Shaikh was among the 14 Muslim youth arrested across the country for alleged involvement in an IS module operating in India. The NIA claims the arrests were made after several months of tracking the phones and online activities of the 14 men. Shaikh, a 34-year-old IT worker, was allegedly in direct touch with a “foreign handler” from IS and was passing on information to the other young men through online chat rooms.
But in the lanes of Amrut Nagar, the tiny Mumbra neighbourhood where Shaikh lived with his wife and two daughters, few seem to know or care about IS or the dramatic midnight arrest.

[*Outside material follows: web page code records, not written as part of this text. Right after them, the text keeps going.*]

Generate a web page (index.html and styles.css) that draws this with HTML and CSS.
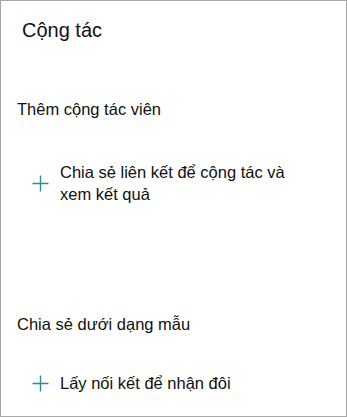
FILE: index.html
```html
<!DOCTYPE html>
<html lang="vi">
<head>
  <meta charset="UTF-8">
  <meta name="viewport" content="width=device-width, initial-scale=1.0">
  <title>Cộng tác</title>
  <link rel="stylesheet" href="styles.css">
</head>
<body>
  <div class="panel">
    <h1 class="panel-title">Cộng tác</h1>

    <div class="section section-first">
      <div class="section-label">Thêm cộng tác viên</div>
      <a href="#" class="action action-first">
        <svg class="plus" width="17" height="17" viewBox="0 0 17 17">
          <path d="M8.5 0.5 V16.5 M0.5 8.5 H16.5" />
        </svg>
        <span class="action-text">Chia sẻ liên kết để cộng tác và xem kết quả</span>
      </a>
    </div>

    <div class="section section-second">
      <div class="section-label">Chia sẻ dưới dạng mẫu</div>
      <a href="#" class="action action-second">
        <svg class="plus" width="17" height="17" viewBox="0 0 17 17">
          <path d="M8.5 0.5 V16.5 M0.5 8.5 H16.5" />
        </svg>
        <span class="action-text">Lấy nối kết để nhận đôi</span>
      </a>
    </div>
  </div>
</body>
</html>
```

FILE: styles.css
```css
body {
  margin: 0;
  font-family: "Liberation Sans", Arial, sans-serif;
  color: #111;
  background-color: white;
}

.panel {
  box-sizing: border-box;
  width: 347px;
  height: 417px;
  border: 1px solid #a6a6a6;
  padding: 15px 40px 0 16px;
}

.panel-title {
  margin: 0 0 0 5px;
  font-size: 20px;
  line-height: 28px;
  font-weight: normal;
}

.section-first {
  margin-top: 54px;
}

.section-second {
  margin-top: 108px;
}

.section-label {
  font-size: 16.5px;
  line-height: 22px;
}

.action {
  display: flex;
  align-items: center;
  gap: 11px;
  padding-left: 15px;
  font-size: 16.5px;
  line-height: 22px;
  color: #111;
  text-decoration: none;
}

.action-first {
  margin-top: 41px;
}

.action-second {
  margin-top: 37px;
}

.plus {
  flex: none;
  stroke: #2b8d8d;
  stroke-width: 1.4;
  fill: none;
}

.action-text {
  max-width: 250px;
}
```
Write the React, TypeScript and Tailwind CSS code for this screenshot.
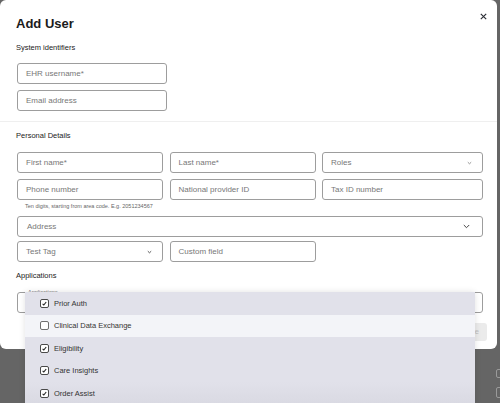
import React from "react";

type FieldProps = {
    label: string;
    chevron?: "sm" | "lg" | "dark";
    className?: string;
};

const Chevron = ({ kind }: { kind: "sm" | "lg" | "dark" }) => {
    if (kind === "lg") {
        return (
            <svg width="7" height="5" viewBox="0 0 7 5" className="shrink-0">
                <path d="M0.8 1 L3.5 3.7 L6.2 1" fill="none" stroke="#444" strokeWidth="1" />
            </svg>
        );
    }
    return (
        <svg width="5" height="4" viewBox="0 0 5 4" className="shrink-0">
            <path
                d="M0.8 1.2 L2.5 2.8 L4.2 1.2"
                fill="none"
                stroke={kind === "dark" ? "#444" : "#888"}
                strokeWidth="0.9"
            />
        </svg>
    );
};

const Field: React.FC<FieldProps> = ({ label, chevron, className = "" }) => (
    <div
        className={`flex h-[21px] items-center justify-between rounded-[3px] border border-[#9d9d9d] bg-white pl-[8px] pr-[10px] text-[8px] text-[#777] ${className}`}
    >
        <span>{label}</span>
        {chevron && <Chevron kind={chevron} />}
    </div>
);

const Checkbox = ({ checked }: { checked: boolean }) => (
    <span
        className={`flex h-[9px] w-[9px] items-center justify-center rounded-[2px] border bg-white ${
            checked ? "border-[#4a4a4a]" : "border-[#6f6f6f]"
        }`}
    >
        {checked && (
            <svg width="7" height="7" viewBox="0 0 7 7">
                <path d="M1.6 3.9 L2.8 5 L5.2 2" fill="none" stroke="#222" strokeWidth="1.1" />
            </svg>
        )}
    </span>
);

const applications = [
    { name: "Prior Auth", checked: true },
    { name: "Clinical Data Exchange", checked: false },
    { name: "Eligibility", checked: true },
    { name: "Care Insights", checked: true },
    { name: "Order Assist", checked: true }
];

export default function App() {
    return (
        <div
            className="relative h-[403px] w-[500px] overflow-hidden bg-[#656565]"
            style={{ fontFamily: '"Liberation Sans", Arial, sans-serif' }}
        >
            {/* page behind the backdrop */}
            <div className="absolute left-[496px] top-[369px] h-[9px] w-[9px] rounded-[2px] border border-[#9a9a9a]" />
            <div className="absolute left-[496px] top-[387px] h-[11px] w-[9px] rounded-[2px] border border-[#9a9a9a]" />

            <div className="absolute left-0 top-0 h-[349px] w-[497px] rounded-[6px] bg-white">
                <div className="flex items-start justify-between pl-[16px] pr-[10px] pt-[16px]">
                    <h1 className="text-[13px] font-bold leading-[16px] text-[#1b1b1b]">Add User</h1>
                    <button className="mt-[-3px]">
                        <svg width="7" height="7" viewBox="0 0 7 7">
                            <path d="M0.8 0.8 L6.2 6.2 M6.2 0.8 L0.8 6.2" stroke="#2c2f36" strokeWidth="1.15" />
                        </svg>
                    </button>
                </div>

                <div className="pl-[16px] pr-[14px]">
                    <h2 className="mt-[11px] text-[7.5px] font-medium leading-[10px] text-[#222]">
                        System identifiers
                    </h2>
                    <div className="ml-[1px] mt-[10px] flex w-[150px] flex-col gap-[6px]">
                        <Field label="EHR username*" />
                        <Field label="Email address" />
                    </div>
                </div>

                <div className="mt-[10px] border-t border-[#efefef]" />

                <div className="pl-[16px] pr-[14px]">
                    <h2 className="mt-[9px] text-[7.5px] font-medium leading-[10px] text-[#222]">
                        Personal Details
                    </h2>
                    <div className="ml-[1px] mt-[11px] grid grid-cols-[146px_146px_161px] gap-x-[6.5px] gap-y-[6px]">
                        <Field label="First name*" />
                        <Field label="Last name*" />
                        <Field label="Roles" chevron="sm" />
                        <Field label="Phone number" />
                        <Field label="National provider ID" />
                        <Field label="Tax ID number" />
                    </div>
                    <p className="ml-[9px] mt-[3px] text-[5.5px] leading-[7px] text-[#666]">
                        Ten digits, starting from area code. E.g. 2051234567
                    </p>
                    <Field label="Address" chevron="lg" className="ml-[1px] mt-[6px] pl-[9px] pr-[12px]" />
                    <div className="ml-[1px] mt-[4px] flex gap-[6.5px]">
                        <Field label="Test Tag" chevron="dark" className="w-[146px] text-[#666]" />
                        <Field label="Custom field" className="w-[146px]" />
                    </div>

                    <h2 className="mt-[9px] text-[7.5px] font-medium leading-[10px] text-[#222]">
                        Applications
                    </h2>
                    <div className="relative ml-[1px] mt-[11px] h-[21px] rounded-[3px] border border-[#9d9d9d] bg-white">
                        <span className="absolute left-[8px] top-[-4px] bg-white px-[2px] text-[5.5px] leading-[7px] text-[#777]">
                            Applications
                        </span>
                    </div>
                    <div className="mt-[10px] flex justify-end">
                        <button className="mr-[-4px] h-[18px] rounded-[3px] bg-[#ebebeb] px-[8px] text-[7.5px] text-[#bdbdbd]">
                            Save
                        </button>
                    </div>
                </div>
            </div>

            {/* open multi-select menu */}
            <ul className="absolute left-[25px] top-[292px] w-[450px] shadow-[0_0_6px_rgba(0,0,0,0.12)]">
                {applications.map((app, i) => (
                    <li
                        key={app.name}
                        className={`flex h-[22.5px] items-center gap-[5.5px] pl-[14.5px] text-[7.5px] text-[#333] ${
                            app.checked ? "bg-[#e1e1ea]" : "bg-[#f3f4f8]"
                        } ${i === applications.length - 1 ? "bg-gradient-to-b from-[#e1e1ea] to-[#d9d9e2]" : ""}`}
                    >
                        <Checkbox checked={app.checked} />
                        <span>{app.name}</span>
                    </li>
                ))}
            </ul>
        </div>
    );
}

“We had a murder in Amrut Nagar recently, but ISIS? We’ve never heard of anyone involved with such things in Mumbra,” said Azhar Malim, a 24-year-old Amrut Nagar resident who had stopped for a snack with his friends outside a local street food stall. “Just because 90% of Mumbra citizens are Muslim, doesn’t mean people here can be suspected of having terror links.”
‘Muslim boys are often picked up’
Up to the late 1980s, Mumbra was a small town in Thane district, with a population of less than 50,000. After the Mumbai riots of 1992, during which the Shiv Sena targetted the city's Muslims, there was a steady swell in Mumbra’s population: Muslims from across Mumbai sought refuge together in a safer suburb. Today, the town has nearly a million residents, many of whom believe that Muslims in India are often unfairly targeted by the police.
“I have lost count of the number of times I’ve heard of Muslim boys getting picked up by the police and dumped in jail, only to be acquitted of all charges a few years later,” said Sarvar Husain, a mobile shop owner who has lived in Mumbra for the past 21 years.
Husain first heard about Mudabbir Shaikh’s arrest from some local youth in the neighbourhood, and is unsure of whether to take the police version of the story at face value. “Shaikh began to live in Mumbra only four years ago, and I’ve heard he was a very honest man,” he said. “This could very well be another case of a Muslim falsely being accused of terror links, but you can never tell, can you?”
Firoz Sorathiya, Shaikh’s neighbour at Amrut Nagar’s Reshma Apartments, is just as confused and uncertain about what to believe. “Mudabbir Shaikh was a simple man and no one could have imagined he’d get involved with a terrorist group,” said Sorathiya. “ISIS is a new fear we’ve never had to worry about before.”
‘ISIS poses a threat’
Outside the mosque where Husain has just offered afternoon prayers, a middle-aged man named Abbas Syed was keen to make a different, more balanced point.
“There can be no smoke without fire, and one can’t help wondering why the police would come after this one man in all of Mumbra,” said Syed, a travel agency owner who doubles as an imam in mosques. “Today, ISIS genuinely poses a threat to our community and some of us are worried young people could get influenced by their ideology.”
The problem, according to Sorathiya, is that Muslim youth spend more time online and less time paying attention to the sermons and teachings of local scholars in mosques. “Most of the videos and information shared online contain very wrong views of Islam,” he said.
For Syed, the solution is obvious. “Perhaps it is time for our local Indian imams to also go online and use the same social media to reach out to young people,” he said. “That way, we can make sure kids receive the right knowledge of Islam instead of getting influenced by the ideologies of the extremists.”